- Data lines -
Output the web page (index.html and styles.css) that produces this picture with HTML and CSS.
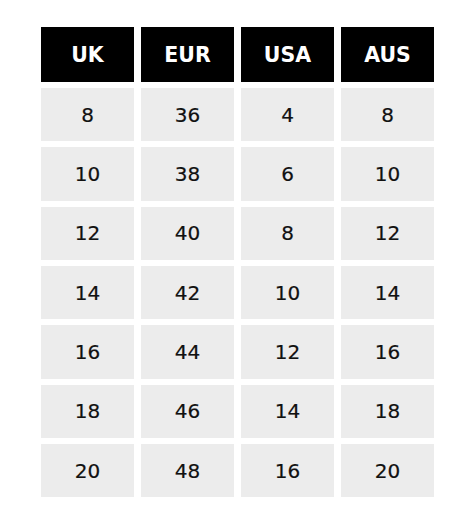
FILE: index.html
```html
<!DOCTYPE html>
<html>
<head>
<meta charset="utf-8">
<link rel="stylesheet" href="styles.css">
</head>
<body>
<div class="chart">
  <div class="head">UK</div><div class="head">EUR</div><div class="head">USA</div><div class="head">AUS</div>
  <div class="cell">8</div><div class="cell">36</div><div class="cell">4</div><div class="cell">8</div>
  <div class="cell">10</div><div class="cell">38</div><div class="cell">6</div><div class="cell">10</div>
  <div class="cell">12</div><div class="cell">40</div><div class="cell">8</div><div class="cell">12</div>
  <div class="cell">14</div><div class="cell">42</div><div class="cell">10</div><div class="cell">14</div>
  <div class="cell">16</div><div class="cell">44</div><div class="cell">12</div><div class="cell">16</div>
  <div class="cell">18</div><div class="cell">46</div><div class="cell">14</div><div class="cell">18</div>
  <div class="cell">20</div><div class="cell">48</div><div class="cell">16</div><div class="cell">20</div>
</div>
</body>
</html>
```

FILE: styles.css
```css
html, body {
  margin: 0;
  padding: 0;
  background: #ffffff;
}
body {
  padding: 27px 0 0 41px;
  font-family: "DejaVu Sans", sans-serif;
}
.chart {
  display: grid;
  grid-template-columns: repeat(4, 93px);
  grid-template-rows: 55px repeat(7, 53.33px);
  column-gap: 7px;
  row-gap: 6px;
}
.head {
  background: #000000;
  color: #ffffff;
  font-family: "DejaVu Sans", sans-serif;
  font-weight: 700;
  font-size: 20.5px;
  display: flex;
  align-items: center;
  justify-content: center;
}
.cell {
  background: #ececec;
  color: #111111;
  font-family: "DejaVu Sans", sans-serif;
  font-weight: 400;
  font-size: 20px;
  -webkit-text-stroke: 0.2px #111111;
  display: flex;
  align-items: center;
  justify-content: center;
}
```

- Task details -
Copy the material above in full and exactly, skipping pictures.

- Written solution -
Output the web page (index.html and styles.css) that produces this picture with HTML and CSS.
FILE: index.html
```html
<!DOCTYPE html>
<html>
<head>
<meta charset="utf-8">
<link rel="stylesheet" href="styles.css">
</head>
<body>
<div class="chart">
  <div class="head">UK</div><div class="head">EUR</div><div class="head">USA</div><div class="head">AUS</div>
  <div class="cell">8</div><div class="cell">36</div><div class="cell">4</div><div class="cell">8</div>
  <div class="cell">10</div><div class="cell">38</div><div class="cell">6</div><div class="cell">10</div>
  <div class="cell">12</div><div class="cell">40</div><div class="cell">8</div><div class="cell">12</div>
  <div class="cell">14</div><div class="cell">42</div><div class="cell">10</div><div class="cell">14</div>
  <div class="cell">16</div><div class="cell">44</div><div class="cell">12</div><div class="cell">16</div>
  <div class="cell">18</div><div class="cell">46</div><div class="cell">14</div><div class="cell">18</div>
  <div class="cell">20</div><div class="cell">48</div><div class="cell">16</div><div class="cell">20</div>
</div>
</body>
</html>
```

FILE: styles.css
```css
html, body {
  margin: 0;
  padding: 0;
  background: #ffffff;
}
body {
  padding: 27px 0 0 41px;
  font-family: "DejaVu Sans", sans-serif;
}
.chart {
  display: grid;
  grid-template-columns: repeat(4, 93px);
  grid-template-rows: 55px repeat(7, 53.33px);
  column-gap: 7px;
  row-gap: 6px;
}
.head {
  background: #000000;
  color: #ffffff;
  font-family: "DejaVu Sans", sans-serif;
  font-weight: 700;
  font-size: 20.5px;
  display: flex;
  align-items: center;
  justify-content: center;
}
.cell {
  background: #ececec;
  color: #111111;
  font-family: "DejaVu Sans", sans-serif;
  font-weight: 400;
  font-size: 20px;
  -webkit-text-stroke: 0.2px #111111;
  display: flex;
  align-items: center;
  justify-content: center;
}
```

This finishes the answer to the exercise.